* [Task objective]: Nothing beyond the line containing "import React from" is to be printed; print exactly each line from the start of the records below through that line, leaving out pictures.

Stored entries
--

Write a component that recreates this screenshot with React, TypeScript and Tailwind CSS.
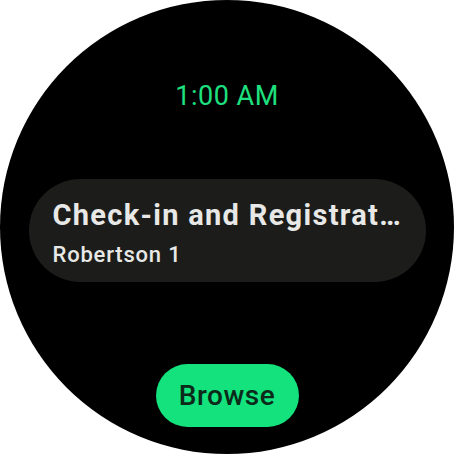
import React from "react"

const App: React.FC = () => {
  return (
    <div className="w-[454px] h-[454px] bg-white">
      <div
        className="w-[454px] h-[454px] rounded-full bg-black overflow-hidden flex flex-col items-center"
        style={{ fontFamily: "Roboto, 'Liberation Sans', sans-serif" }}
      >
        <div className="mt-[80px] h-[32px] text-[27px] leading-[32px] tracking-[0.5px] text-[#1ee07f]">
          1:00 AM
        </div>
        <div className="mt-[67px] w-[397px] h-[103px] rounded-full bg-[#1c1d1b] pl-[24px] pr-[24px] pt-[20px] flex flex-col">
          <div className="text-[29px] leading-[32px] font-bold tracking-[1.3px] text-[#e8e8e6] truncate">
            Check-in and Registration
          </div>
          <div className="mt-[11px] text-[22px] leading-[26px] font-medium tracking-[0.8px] text-[#e8e8e6]">
            Robertson 1
          </div>
        </div>
        <button className="mt-[82px] w-[143px] h-[63px] rounded-full bg-[#13e27d] text-[28px] font-medium tracking-[0.5px] text-[#0b2a19]">
          Browse
        </button>
      </div>
    </div>
  )
}

export default App
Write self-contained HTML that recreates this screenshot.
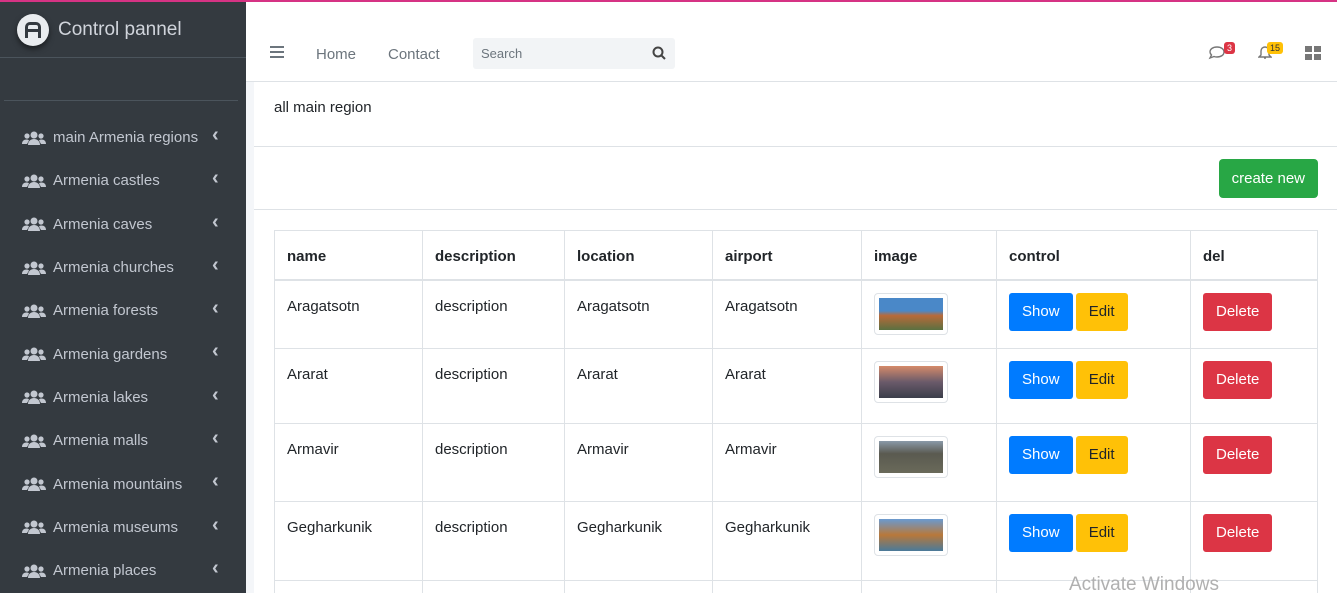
<!DOCTYPE html>
<html style="overflow:hidden;width:1337px;height:593px"><head><style>
*{box-sizing:border-box;margin:0;padding:0}
body{width:1337px;height:593px;overflow:hidden;font-family:"Liberation Sans",sans-serif;background:#f4f6f9;position:relative;font-size:15px;color:#212529}
.top{position:absolute;top:0;left:0;width:1337px;height:2px;background:#d63384}
.sb{position:absolute;top:2px;left:0;width:246px;height:591px;background:#343a40;color:#c2c7d0;z-index:2}
.brand{height:56px;border-bottom:1px solid #4b545c;display:flex;align-items:center;padding-left:17px;font-size:19px;color:#d0d4db}
.logo{width:32px;height:32px;border-radius:50%;background:#e9ecef;margin-right:9px;display:flex;align-items:center;justify-content:center;box-shadow:0 3px 6px rgba(0,0,0,.5)}
.logo b{width:16px;height:16px;border:3px solid #343a40;border-radius:5px 5px 0 0;border-bottom:none;position:relative}
.logo b:after{content:"";position:absolute;left:0;right:0;top:4px;height:3px;background:#343a40}
.hr{margin:42px 8px 0 4px;border-top:1px solid #4b545c}
.it{height:43.3px;display:flex;align-items:center;padding-left:22px;font-size:15px;position:relative;color:#c2c7d0}
.ic{width:24px;height:14px;margin-right:7px}
.it:after{content:"‹";position:absolute;left:212px;top:8px;font-size:20px;font-weight:bold}
.hd{position:absolute;left:246px;top:2px;right:0;height:80px;background:#fff;border-bottom:1px solid #dee2e6}
.nav{position:absolute;top:44px;font-size:15px;color:#6c757d}
.srch{position:absolute;left:227px;top:36px;width:202px;height:31px;background:#f2f4f6;border-radius:3px;font-size:13px;color:#6c757d;padding:8px 8px}
.card{position:absolute;left:254px;top:82px;right:0;height:511px;background:#fff;overflow:hidden}
.t1{height:65px;border-bottom:1px solid #dee2e6;padding:17px 20px;font-size:15px}
.t2{height:63px;border-bottom:1px solid #dee2e6;position:relative}
.cn{position:absolute;right:19px;top:12px;background:#28a745;color:#fff;border-radius:4px;padding:11px 13px;font-size:15px}
table{position:absolute;left:20px;top:148px;width:1044px;border-collapse:collapse}
td,th{border:1px solid #dee2e6;text-align:left;vertical-align:top;padding:17px 12px 12px;font-size:15px}
td:nth-child(5),td:nth-child(6),td:nth-child(7){padding-top:12px}
th{height:49px;padding-top:17px;border-bottom:2px solid #dee2e6}
.bt{display:inline-block;color:#fff;padding:10px 13px;line-height:18px;border-radius:3px;font-size:15px;margin-right:-1px}
.img{width:74px;height:42px;border:1px solid #dee2e6;border-radius:4px;padding:4px;background:#fff}
.img div{width:100%;height:100%}
</style></head><body>
<div class="top"></div>
<div class="sb">
<div class="brand"><div class="logo"><b></b></div>Control pannel</div>
<div class="hr"></div>
<div style="height:15px"></div>
<div class="it"><svg class="ic" viewBox="0 0 24 14"><circle cx="12" cy="4" r="3.5" fill="#c2c7d0"/><circle cx="5" cy="5" r="2.6" fill="#c2c7d0"/><circle cx="19" cy="5" r="2.6" fill="#c2c7d0"/><path d="M6 14c0-4 3-6 6-6s6 2 6 6z M0 13c0-3 2-4.5 4.5-4.5 1 0 2 .3 2.5 1L5 13z M24 13c0-3-2-4.5-4.5-4.5-1 0-2 .3-2.5 1L19 13z" fill="#c2c7d0"/></svg>main Armenia regions</div>
<div class="it"><svg class="ic" viewBox="0 0 24 14"><circle cx="12" cy="4" r="3.5" fill="#c2c7d0"/><circle cx="5" cy="5" r="2.6" fill="#c2c7d0"/><circle cx="19" cy="5" r="2.6" fill="#c2c7d0"/><path d="M6 14c0-4 3-6 6-6s6 2 6 6z M0 13c0-3 2-4.5 4.5-4.5 1 0 2 .3 2.5 1L5 13z M24 13c0-3-2-4.5-4.5-4.5-1 0-2 .3-2.5 1L19 13z" fill="#c2c7d0"/></svg>Armenia castles</div>
<div class="it"><svg class="ic" viewBox="0 0 24 14"><circle cx="12" cy="4" r="3.5" fill="#c2c7d0"/><circle cx="5" cy="5" r="2.6" fill="#c2c7d0"/><circle cx="19" cy="5" r="2.6" fill="#c2c7d0"/><path d="M6 14c0-4 3-6 6-6s6 2 6 6z M0 13c0-3 2-4.5 4.5-4.5 1 0 2 .3 2.5 1L5 13z M24 13c0-3-2-4.5-4.5-4.5-1 0-2 .3-2.5 1L19 13z" fill="#c2c7d0"/></svg>Armenia caves</div>
<div class="it"><svg class="ic" viewBox="0 0 24 14"><circle cx="12" cy="4" r="3.5" fill="#c2c7d0"/><circle cx="5" cy="5" r="2.6" fill="#c2c7d0"/><circle cx="19" cy="5" r="2.6" fill="#c2c7d0"/><path d="M6 14c0-4 3-6 6-6s6 2 6 6z M0 13c0-3 2-4.5 4.5-4.5 1 0 2 .3 2.5 1L5 13z M24 13c0-3-2-4.5-4.5-4.5-1 0-2 .3-2.5 1L19 13z" fill="#c2c7d0"/></svg>Armenia churches</div>
<div class="it"><svg class="ic" viewBox="0 0 24 14"><circle cx="12" cy="4" r="3.5" fill="#c2c7d0"/><circle cx="5" cy="5" r="2.6" fill="#c2c7d0"/><circle cx="19" cy="5" r="2.6" fill="#c2c7d0"/><path d="M6 14c0-4 3-6 6-6s6 2 6 6z M0 13c0-3 2-4.5 4.5-4.5 1 0 2 .3 2.5 1L5 13z M24 13c0-3-2-4.5-4.5-4.5-1 0-2 .3-2.5 1L19 13z" fill="#c2c7d0"/></svg>Armenia forests</div>
<div class="it"><svg class="ic" viewBox="0 0 24 14"><circle cx="12" cy="4" r="3.5" fill="#c2c7d0"/><circle cx="5" cy="5" r="2.6" fill="#c2c7d0"/><circle cx="19" cy="5" r="2.6" fill="#c2c7d0"/><path d="M6 14c0-4 3-6 6-6s6 2 6 6z M0 13c0-3 2-4.5 4.5-4.5 1 0 2 .3 2.5 1L5 13z M24 13c0-3-2-4.5-4.5-4.5-1 0-2 .3-2.5 1L19 13z" fill="#c2c7d0"/></svg>Armenia gardens</div>
<div class="it"><svg class="ic" viewBox="0 0 24 14"><circle cx="12" cy="4" r="3.5" fill="#c2c7d0"/><circle cx="5" cy="5" r="2.6" fill="#c2c7d0"/><circle cx="19" cy="5" r="2.6" fill="#c2c7d0"/><path d="M6 14c0-4 3-6 6-6s6 2 6 6z M0 13c0-3 2-4.5 4.5-4.5 1 0 2 .3 2.5 1L5 13z M24 13c0-3-2-4.5-4.5-4.5-1 0-2 .3-2.5 1L19 13z" fill="#c2c7d0"/></svg>Armenia lakes</div>
<div class="it"><svg class="ic" viewBox="0 0 24 14"><circle cx="12" cy="4" r="3.5" fill="#c2c7d0"/><circle cx="5" cy="5" r="2.6" fill="#c2c7d0"/><circle cx="19" cy="5" r="2.6" fill="#c2c7d0"/><path d="M6 14c0-4 3-6 6-6s6 2 6 6z M0 13c0-3 2-4.5 4.5-4.5 1 0 2 .3 2.5 1L5 13z M24 13c0-3-2-4.5-4.5-4.5-1 0-2 .3-2.5 1L19 13z" fill="#c2c7d0"/></svg>Armenia malls</div>
<div class="it"><svg class="ic" viewBox="0 0 24 14"><circle cx="12" cy="4" r="3.5" fill="#c2c7d0"/><circle cx="5" cy="5" r="2.6" fill="#c2c7d0"/><circle cx="19" cy="5" r="2.6" fill="#c2c7d0"/><path d="M6 14c0-4 3-6 6-6s6 2 6 6z M0 13c0-3 2-4.5 4.5-4.5 1 0 2 .3 2.5 1L5 13z M24 13c0-3-2-4.5-4.5-4.5-1 0-2 .3-2.5 1L19 13z" fill="#c2c7d0"/></svg>Armenia mountains</div>
<div class="it"><svg class="ic" viewBox="0 0 24 14"><circle cx="12" cy="4" r="3.5" fill="#c2c7d0"/><circle cx="5" cy="5" r="2.6" fill="#c2c7d0"/><circle cx="19" cy="5" r="2.6" fill="#c2c7d0"/><path d="M6 14c0-4 3-6 6-6s6 2 6 6z M0 13c0-3 2-4.5 4.5-4.5 1 0 2 .3 2.5 1L5 13z M24 13c0-3-2-4.5-4.5-4.5-1 0-2 .3-2.5 1L19 13z" fill="#c2c7d0"/></svg>Armenia museums</div>
<div class="it"><svg class="ic" viewBox="0 0 24 14"><circle cx="12" cy="4" r="3.5" fill="#c2c7d0"/><circle cx="5" cy="5" r="2.6" fill="#c2c7d0"/><circle cx="19" cy="5" r="2.6" fill="#c2c7d0"/><path d="M6 14c0-4 3-6 6-6s6 2 6 6z M0 13c0-3 2-4.5 4.5-4.5 1 0 2 .3 2.5 1L5 13z M24 13c0-3-2-4.5-4.5-4.5-1 0-2 .3-2.5 1L19 13z" fill="#c2c7d0"/></svg>Armenia places</div>
</div>
<div class="hd">
<svg style="position:absolute;left:24px;top:44px" width="14" height="12"><path d="M0 1h14M0 6h14M0 11h14" stroke="#6c757d" stroke-width="2"/></svg>
<span class="nav" style="left:70px">Home</span>
<span class="nav" style="left:142px">Contact</span>
<div class="srch">Search<svg style="position:absolute;right:9px;top:8px" width="14" height="14"><circle cx="6" cy="6" r="4.5" stroke="#444" stroke-width="2" fill="none"/><path d="M9.5 9.5L13 13" stroke="#444" stroke-width="2"/></svg></div>
<svg style="position:absolute;left:962px;top:44px" width="20" height="14"><path d="M2 6c0-3 3-5 7-5s7 2 7 5-3 5-7 5c-1 0-2 0-3-.5L2 12l1.5-3C2.5 8 2 7 2 6z" stroke="#777" stroke-width="1.4" fill="none"/></svg>
<span style="position:absolute;left:978px;top:40px;background:#dc3545;color:#fff;font-size:9px;padding:1px 3px;border-radius:3px">3</span>
<svg style="position:absolute;left:1012px;top:42px" width="14" height="16"><path d="M3 11V7a4 4 0 0 1 8 0v4l2 2H1z M6 14h2" stroke="#777" stroke-width="1.4" fill="none"/></svg>
<span style="position:absolute;left:1021px;top:40px;background:#ffc107;color:#333;font-size:9px;padding:1px 3px;border-radius:3px">15</span>
<svg style="position:absolute;left:1059px;top:44px" width="16" height="14"><rect x="0" y="0" width="7" height="6" fill="#777"/><rect x="9" y="0" width="7" height="6" fill="#777"/><rect x="0" y="8" width="7" height="6" fill="#777"/><rect x="9" y="8" width="7" height="6" fill="#777"/></svg>
</div>
<div class="card">
<div class="t1">all main region</div>
<div class="t2"><span class="cn">create new</span></div>
<table>
<tr><th style="width:148px">name</th><th style="width:142px">description</th><th style="width:148px">location</th><th style="width:149px">airport</th><th style="width:135px">image</th><th style="width:194px">control</th><th>del</th></tr>
<tr style="height:69px"><td>Aragatsotn</td><td>description</td><td>Aragatsotn</td><td>Aragatsotn</td><td><div class="img"><div style="background:linear-gradient(#4a88c8 40%,#b86a3a 55%,#5a7040)"></div></div></td><td><span class="bt" style="background:#007bff">Show</span> <span class="bt" style="background:#ffc107;color:#212529">Edit</span></td><td><span class="bt" style="background:#dc3545">Delete</span></td></tr>
<tr style="height:75px"><td>Ararat</td><td>description</td><td>Ararat</td><td>Ararat</td><td><div class="img"><div style="background:linear-gradient(#d58a6a,#6a5a6a 50%,#3a3e4a)"></div></div></td><td><span class="bt" style="background:#007bff">Show</span> <span class="bt" style="background:#ffc107;color:#212529">Edit</span></td><td><span class="bt" style="background:#dc3545">Delete</span></td></tr>
<tr style="height:78px"><td>Armavir</td><td>description</td><td>Armavir</td><td>Armavir</td><td><div class="img"><div style="background:linear-gradient(#8a9aa8,#5a5a50 40%,#6a6a5a)"></div></div></td><td><span class="bt" style="background:#007bff">Show</span> <span class="bt" style="background:#ffc107;color:#212529">Edit</span></td><td><span class="bt" style="background:#dc3545">Delete</span></td></tr>
<tr style="height:79px"><td>Gegharkunik</td><td>description</td><td>Gegharkunik</td><td>Gegharkunik</td><td><div class="img"><div style="background:linear-gradient(#6a9ad0,#b8783a 50%,#4a7a9a)"></div></div></td><td><span class="bt" style="background:#007bff">Show</span> <span class="bt" style="background:#ffc107;color:#212529">Edit</span></td><td><span class="bt" style="background:#dc3545">Delete</span></td></tr>
<tr style="height:40px"><td></td><td></td><td></td><td></td><td></td><td></td><td></td></tr>
</table>
</div>
<div style="position:absolute;left:1069px;top:574px;font-size:19px;color:#b0b0b0">Activate Windows</div>
</body></html>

--

* [Full solution]:
Write a component that recreates this screenshot with React, TypeScript and Tailwind CSS.
import React from "react"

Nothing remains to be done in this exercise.